The supposed democratization of crowdfunding belies the system's fundamental inadequacy. Regulation CF allows companies to raise a maximum of $5 million annually from retail investors. This sounds progressive until you realize that serious real estate syndications typically require $15-30 million in equity, and technology companies often burn through $5 million in their first year of operation.
Meanwhile, the compliance burden for these miniaturized raises frequently consumes 15-25% of capital raised. Companies spend more on securities lawyers than many profitable businesses earn in their first year. The result is not democratized capital formation but bureaucratic theater that provides the appearance of access while maintaining the substance of exclusion.
One might wonder what such a system actually optimizes for.
The Systemic Contradiction
The regulatory treatment of direct versus indirect risk reveals a key insight. Current law prevents retail investors from directly owning fractional interests in familiar, income-producing assets, like real estate groups. Yet it places no restrictions on their ability to purchase exotic financial products, which even financial experts would struggle to understand.
This suggests that the true concern is not risk management but control of capital allocation. The system doesn't prevent retail investors from bearing risk—it prevents them from bearing risk directly, instead requiring that they funnel capital through intermediaries who convert regulatory barriers into fee extraction, while retaining control over investment decisions.
The system's selective concern for investor welfare becomes particularly apparent when contrasted with its tolerance for genuinely predatory financial products. Payday lending, multilevel marketing schemes, and lottery systems operate with minimal regulatory interference. The protective instincts that throttle productive investment opportunities seem to activate only when ordinary citizens might gain meaningful, direct equity participation.
The Democratic Deficit
The Securities Act of 1933 has created something unprecedented in American economic history: a legal framework that systematically excludes the majority of Americans from participating in the economy they help create. Workers cannot own or trade equity in their employers unless those employers choose to go public. Consumers cannot own stakes in the brands they help build. Communities cannot invest in the local projects they support and would patronize.
This represents a fundamental departure from the ownership-democracy that characterized much of American economic development.

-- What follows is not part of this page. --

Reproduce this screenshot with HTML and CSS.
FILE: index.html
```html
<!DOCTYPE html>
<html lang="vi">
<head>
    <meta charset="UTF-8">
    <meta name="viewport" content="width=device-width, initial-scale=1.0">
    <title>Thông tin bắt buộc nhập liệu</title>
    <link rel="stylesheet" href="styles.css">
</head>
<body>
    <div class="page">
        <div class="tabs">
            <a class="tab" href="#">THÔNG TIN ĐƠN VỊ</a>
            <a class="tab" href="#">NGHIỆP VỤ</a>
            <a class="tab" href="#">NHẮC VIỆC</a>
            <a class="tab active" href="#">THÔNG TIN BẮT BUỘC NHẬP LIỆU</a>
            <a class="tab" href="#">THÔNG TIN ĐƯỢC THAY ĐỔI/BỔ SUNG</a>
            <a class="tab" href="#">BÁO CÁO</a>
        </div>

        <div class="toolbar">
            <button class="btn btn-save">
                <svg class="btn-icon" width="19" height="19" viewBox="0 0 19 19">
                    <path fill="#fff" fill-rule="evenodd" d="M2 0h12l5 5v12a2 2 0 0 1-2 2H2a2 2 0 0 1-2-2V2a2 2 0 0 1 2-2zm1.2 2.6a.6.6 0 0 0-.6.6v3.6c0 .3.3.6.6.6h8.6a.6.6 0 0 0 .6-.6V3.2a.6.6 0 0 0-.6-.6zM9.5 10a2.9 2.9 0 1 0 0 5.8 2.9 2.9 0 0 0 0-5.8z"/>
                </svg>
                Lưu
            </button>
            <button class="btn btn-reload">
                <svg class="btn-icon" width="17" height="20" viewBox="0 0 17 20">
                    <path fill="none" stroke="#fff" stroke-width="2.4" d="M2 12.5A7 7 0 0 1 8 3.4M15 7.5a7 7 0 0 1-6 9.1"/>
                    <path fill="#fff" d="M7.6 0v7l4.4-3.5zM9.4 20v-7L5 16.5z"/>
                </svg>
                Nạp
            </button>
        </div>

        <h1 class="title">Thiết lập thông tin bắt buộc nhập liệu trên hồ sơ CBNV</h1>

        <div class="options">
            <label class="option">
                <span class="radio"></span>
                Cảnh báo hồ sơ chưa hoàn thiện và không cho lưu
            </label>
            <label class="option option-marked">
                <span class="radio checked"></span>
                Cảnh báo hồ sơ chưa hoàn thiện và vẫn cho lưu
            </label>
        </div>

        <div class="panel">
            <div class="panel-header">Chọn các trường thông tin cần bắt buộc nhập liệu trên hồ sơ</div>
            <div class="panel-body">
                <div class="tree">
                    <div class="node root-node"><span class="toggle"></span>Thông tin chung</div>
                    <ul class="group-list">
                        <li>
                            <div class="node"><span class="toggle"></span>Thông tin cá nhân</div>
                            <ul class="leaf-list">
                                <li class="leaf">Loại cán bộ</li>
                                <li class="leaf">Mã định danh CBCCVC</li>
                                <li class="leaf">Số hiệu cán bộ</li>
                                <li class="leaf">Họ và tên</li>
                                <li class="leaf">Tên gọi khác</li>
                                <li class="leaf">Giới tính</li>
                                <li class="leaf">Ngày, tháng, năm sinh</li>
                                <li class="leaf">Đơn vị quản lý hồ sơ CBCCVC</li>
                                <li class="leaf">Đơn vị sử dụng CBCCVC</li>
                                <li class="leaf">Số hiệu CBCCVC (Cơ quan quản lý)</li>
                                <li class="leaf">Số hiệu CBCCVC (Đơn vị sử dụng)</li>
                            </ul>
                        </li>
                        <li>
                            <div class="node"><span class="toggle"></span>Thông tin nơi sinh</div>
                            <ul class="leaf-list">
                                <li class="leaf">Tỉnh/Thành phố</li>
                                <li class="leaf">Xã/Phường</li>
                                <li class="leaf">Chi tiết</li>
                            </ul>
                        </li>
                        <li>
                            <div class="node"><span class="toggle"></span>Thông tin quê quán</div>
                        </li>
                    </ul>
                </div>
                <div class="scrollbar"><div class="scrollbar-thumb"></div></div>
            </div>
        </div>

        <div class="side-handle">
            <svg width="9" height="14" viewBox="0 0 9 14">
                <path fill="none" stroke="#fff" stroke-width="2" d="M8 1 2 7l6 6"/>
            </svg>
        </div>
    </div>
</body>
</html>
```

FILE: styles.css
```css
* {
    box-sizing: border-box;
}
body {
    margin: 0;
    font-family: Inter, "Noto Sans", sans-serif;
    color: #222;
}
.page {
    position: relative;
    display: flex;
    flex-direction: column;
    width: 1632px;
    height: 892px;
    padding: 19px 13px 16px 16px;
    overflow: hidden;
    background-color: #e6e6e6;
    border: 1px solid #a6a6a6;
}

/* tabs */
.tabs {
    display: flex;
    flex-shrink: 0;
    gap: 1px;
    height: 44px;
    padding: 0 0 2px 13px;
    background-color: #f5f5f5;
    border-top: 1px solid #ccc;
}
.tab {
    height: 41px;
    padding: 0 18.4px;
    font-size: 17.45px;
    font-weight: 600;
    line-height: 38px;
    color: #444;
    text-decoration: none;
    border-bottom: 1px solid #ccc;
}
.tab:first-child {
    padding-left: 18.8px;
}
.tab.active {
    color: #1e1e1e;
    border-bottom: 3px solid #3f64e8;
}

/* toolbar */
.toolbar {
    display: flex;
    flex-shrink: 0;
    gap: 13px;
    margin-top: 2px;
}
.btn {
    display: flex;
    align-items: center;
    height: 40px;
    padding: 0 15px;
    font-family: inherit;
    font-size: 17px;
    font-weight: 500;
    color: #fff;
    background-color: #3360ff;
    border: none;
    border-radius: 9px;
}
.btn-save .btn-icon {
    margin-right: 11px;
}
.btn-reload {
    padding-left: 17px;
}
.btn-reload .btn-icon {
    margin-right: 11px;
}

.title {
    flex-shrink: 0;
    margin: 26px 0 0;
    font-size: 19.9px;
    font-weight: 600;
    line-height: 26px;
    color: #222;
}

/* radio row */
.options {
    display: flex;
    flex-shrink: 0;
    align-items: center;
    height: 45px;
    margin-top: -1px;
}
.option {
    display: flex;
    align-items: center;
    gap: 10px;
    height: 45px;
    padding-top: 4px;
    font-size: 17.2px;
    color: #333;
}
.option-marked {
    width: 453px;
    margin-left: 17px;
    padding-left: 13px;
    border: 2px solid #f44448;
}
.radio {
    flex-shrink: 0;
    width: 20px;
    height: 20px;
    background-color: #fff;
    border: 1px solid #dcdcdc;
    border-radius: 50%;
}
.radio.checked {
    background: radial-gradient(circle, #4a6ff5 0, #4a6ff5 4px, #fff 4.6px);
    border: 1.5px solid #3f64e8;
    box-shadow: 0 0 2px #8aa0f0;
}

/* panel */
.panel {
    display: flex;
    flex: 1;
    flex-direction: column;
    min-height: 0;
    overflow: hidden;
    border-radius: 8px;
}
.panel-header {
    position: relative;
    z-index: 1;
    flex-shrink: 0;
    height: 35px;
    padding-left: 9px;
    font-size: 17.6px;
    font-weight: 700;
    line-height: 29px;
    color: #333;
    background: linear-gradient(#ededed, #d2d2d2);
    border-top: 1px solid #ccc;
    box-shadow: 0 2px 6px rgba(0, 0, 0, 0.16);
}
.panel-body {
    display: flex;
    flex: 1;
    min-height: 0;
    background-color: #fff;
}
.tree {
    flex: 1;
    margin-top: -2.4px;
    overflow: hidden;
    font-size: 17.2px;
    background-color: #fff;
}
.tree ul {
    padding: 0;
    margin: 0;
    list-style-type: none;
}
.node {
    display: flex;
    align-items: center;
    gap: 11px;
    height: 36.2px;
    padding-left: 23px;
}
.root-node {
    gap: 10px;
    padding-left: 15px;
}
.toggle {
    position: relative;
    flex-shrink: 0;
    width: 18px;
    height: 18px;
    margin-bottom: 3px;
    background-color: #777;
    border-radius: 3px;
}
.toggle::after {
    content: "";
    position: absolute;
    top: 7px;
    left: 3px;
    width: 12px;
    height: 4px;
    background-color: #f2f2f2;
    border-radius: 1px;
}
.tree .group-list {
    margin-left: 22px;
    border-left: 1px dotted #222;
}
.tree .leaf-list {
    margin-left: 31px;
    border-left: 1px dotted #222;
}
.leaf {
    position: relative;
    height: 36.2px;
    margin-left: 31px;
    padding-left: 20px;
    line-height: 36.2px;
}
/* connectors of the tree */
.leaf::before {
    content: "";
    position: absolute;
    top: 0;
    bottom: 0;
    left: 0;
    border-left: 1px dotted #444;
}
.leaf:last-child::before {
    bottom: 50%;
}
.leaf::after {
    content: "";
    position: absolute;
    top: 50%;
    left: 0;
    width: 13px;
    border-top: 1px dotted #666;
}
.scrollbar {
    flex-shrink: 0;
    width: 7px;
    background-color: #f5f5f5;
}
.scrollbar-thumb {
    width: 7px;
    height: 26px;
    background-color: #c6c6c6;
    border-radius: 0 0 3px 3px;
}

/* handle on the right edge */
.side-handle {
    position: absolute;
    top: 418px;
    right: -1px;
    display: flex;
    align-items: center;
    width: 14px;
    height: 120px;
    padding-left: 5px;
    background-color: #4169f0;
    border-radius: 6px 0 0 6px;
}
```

The system increasingly resembles a two-tier structure: a small class of accredited investors who participate in value capture, and a large class of retail investors who participate only after the majority of value has been extracted.

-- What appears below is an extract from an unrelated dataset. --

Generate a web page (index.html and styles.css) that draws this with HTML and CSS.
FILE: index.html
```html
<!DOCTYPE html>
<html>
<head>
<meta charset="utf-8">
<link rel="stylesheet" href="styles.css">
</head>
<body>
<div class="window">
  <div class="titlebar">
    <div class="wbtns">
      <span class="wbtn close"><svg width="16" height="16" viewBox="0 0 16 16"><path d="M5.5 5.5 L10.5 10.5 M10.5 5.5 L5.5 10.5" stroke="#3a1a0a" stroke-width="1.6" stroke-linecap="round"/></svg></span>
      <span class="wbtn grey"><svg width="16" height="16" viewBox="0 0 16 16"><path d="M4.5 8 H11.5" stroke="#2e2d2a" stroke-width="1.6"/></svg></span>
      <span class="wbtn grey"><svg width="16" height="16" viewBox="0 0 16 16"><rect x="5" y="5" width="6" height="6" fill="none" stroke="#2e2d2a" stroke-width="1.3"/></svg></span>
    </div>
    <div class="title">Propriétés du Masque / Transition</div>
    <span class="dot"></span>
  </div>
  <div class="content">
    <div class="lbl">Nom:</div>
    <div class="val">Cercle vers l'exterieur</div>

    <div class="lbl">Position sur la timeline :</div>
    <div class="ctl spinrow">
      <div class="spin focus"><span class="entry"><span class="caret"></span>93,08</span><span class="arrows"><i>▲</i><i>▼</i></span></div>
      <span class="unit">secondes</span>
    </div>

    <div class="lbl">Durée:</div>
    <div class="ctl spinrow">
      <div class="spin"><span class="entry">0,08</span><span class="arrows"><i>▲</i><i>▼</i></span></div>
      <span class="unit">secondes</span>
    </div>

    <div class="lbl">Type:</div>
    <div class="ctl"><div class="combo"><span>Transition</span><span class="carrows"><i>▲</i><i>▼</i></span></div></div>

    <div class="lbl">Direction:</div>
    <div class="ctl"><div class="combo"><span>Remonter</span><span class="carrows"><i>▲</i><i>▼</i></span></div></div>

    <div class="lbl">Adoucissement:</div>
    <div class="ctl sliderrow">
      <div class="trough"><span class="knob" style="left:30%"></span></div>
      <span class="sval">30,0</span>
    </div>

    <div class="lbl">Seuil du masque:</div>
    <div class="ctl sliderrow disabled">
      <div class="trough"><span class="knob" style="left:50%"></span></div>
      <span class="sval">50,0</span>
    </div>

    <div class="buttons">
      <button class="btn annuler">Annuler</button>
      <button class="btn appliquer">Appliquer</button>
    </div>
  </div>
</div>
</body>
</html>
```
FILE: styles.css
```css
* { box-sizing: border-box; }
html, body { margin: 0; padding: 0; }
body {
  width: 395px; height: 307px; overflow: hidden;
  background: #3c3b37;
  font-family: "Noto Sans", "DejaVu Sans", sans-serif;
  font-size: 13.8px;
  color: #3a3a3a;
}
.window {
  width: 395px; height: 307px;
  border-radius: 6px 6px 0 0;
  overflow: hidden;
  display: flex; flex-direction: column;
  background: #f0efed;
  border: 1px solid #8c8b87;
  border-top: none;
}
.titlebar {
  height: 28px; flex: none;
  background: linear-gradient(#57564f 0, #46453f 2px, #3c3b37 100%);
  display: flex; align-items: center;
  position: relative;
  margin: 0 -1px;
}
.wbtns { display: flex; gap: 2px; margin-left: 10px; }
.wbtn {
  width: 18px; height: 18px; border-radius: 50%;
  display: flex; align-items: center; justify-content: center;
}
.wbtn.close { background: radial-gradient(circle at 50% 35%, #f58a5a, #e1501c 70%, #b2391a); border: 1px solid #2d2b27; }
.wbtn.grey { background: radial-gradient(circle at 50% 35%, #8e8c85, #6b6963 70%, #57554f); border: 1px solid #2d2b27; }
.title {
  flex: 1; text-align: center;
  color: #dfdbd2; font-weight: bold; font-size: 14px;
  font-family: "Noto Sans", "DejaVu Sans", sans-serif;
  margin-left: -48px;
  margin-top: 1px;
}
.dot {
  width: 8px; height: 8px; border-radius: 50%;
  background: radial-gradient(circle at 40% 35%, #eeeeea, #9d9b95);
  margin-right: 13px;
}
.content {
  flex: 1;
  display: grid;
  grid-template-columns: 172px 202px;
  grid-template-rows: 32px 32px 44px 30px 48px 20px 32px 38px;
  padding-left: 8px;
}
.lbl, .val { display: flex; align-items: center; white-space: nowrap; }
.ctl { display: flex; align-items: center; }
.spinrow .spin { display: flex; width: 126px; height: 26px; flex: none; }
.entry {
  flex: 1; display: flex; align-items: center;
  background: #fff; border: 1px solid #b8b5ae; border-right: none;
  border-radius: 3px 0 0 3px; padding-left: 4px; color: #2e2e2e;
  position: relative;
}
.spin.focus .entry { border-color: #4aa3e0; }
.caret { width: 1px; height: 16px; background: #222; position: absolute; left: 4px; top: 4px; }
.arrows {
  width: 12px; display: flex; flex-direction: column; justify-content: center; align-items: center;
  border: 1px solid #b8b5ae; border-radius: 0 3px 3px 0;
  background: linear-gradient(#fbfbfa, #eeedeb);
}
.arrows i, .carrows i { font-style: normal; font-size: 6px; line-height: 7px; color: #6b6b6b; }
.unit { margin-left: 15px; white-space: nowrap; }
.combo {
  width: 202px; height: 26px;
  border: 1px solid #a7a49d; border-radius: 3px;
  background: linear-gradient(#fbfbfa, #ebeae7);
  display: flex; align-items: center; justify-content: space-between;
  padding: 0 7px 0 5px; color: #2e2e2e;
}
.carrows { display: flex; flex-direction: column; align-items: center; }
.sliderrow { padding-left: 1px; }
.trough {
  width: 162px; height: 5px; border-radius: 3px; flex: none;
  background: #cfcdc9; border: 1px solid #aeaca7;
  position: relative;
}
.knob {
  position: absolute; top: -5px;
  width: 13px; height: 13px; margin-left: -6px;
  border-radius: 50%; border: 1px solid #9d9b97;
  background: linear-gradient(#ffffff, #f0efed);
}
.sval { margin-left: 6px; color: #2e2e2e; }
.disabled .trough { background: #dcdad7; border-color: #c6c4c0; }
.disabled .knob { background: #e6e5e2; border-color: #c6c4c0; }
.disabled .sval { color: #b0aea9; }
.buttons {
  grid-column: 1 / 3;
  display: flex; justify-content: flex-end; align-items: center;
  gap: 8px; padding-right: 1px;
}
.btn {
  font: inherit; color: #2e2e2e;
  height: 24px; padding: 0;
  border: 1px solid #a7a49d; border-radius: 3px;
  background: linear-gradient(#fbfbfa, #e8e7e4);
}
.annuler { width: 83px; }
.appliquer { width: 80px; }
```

The implications extend beyond individual financial outcomes. When the majority of citizens are excluded from ownership participation, they lose both the returns and the agency that ownership provides. They become economic subjects rather than economic actors, dependent on wages and government transfers rather than asset appreciation and investment returns.
The Path Forward
The solution requires recognizing that the Securities Act's foundational premise—that certain investments are categorically too dangerous for ordinary citizens—has become a barrier to the economic participation it was meant to protect. Modern capital markets are sufficiently mature to handle risk assessment and pricing without blanket exclusions based on wealth.
A reformed system would eliminate accredited investor requirements and allow unlimited private capital raises with appropriate disclosure. Instead of prophylactic regulation, it would rely on civil enforcement. This would not eliminate fraud prevention—it would shift the focus from preventing access to preventing deception.

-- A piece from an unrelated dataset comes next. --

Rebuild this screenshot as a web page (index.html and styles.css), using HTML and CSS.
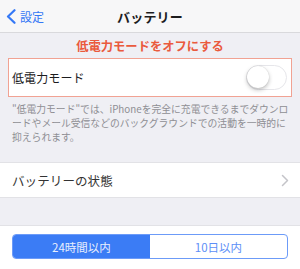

Such reforms would enable innovative capital structures that align communities with the ventures they support. Fans could own equity in creators they follow. Neighborhoods could invest in local developments. Consumers could participate in the success of brands they help build.
The greatest financial risk facing most Americans is not the possibility of losing money on investments, but the near certainty of never having meaningful investment opportunities at all.
Overhauling the Securities Act would not eliminate investor protection—it would finally make protection serve investors rather than institutions. Until then, we will continue to witness the curious spectacle of a system that only seems to protect people from prosperity.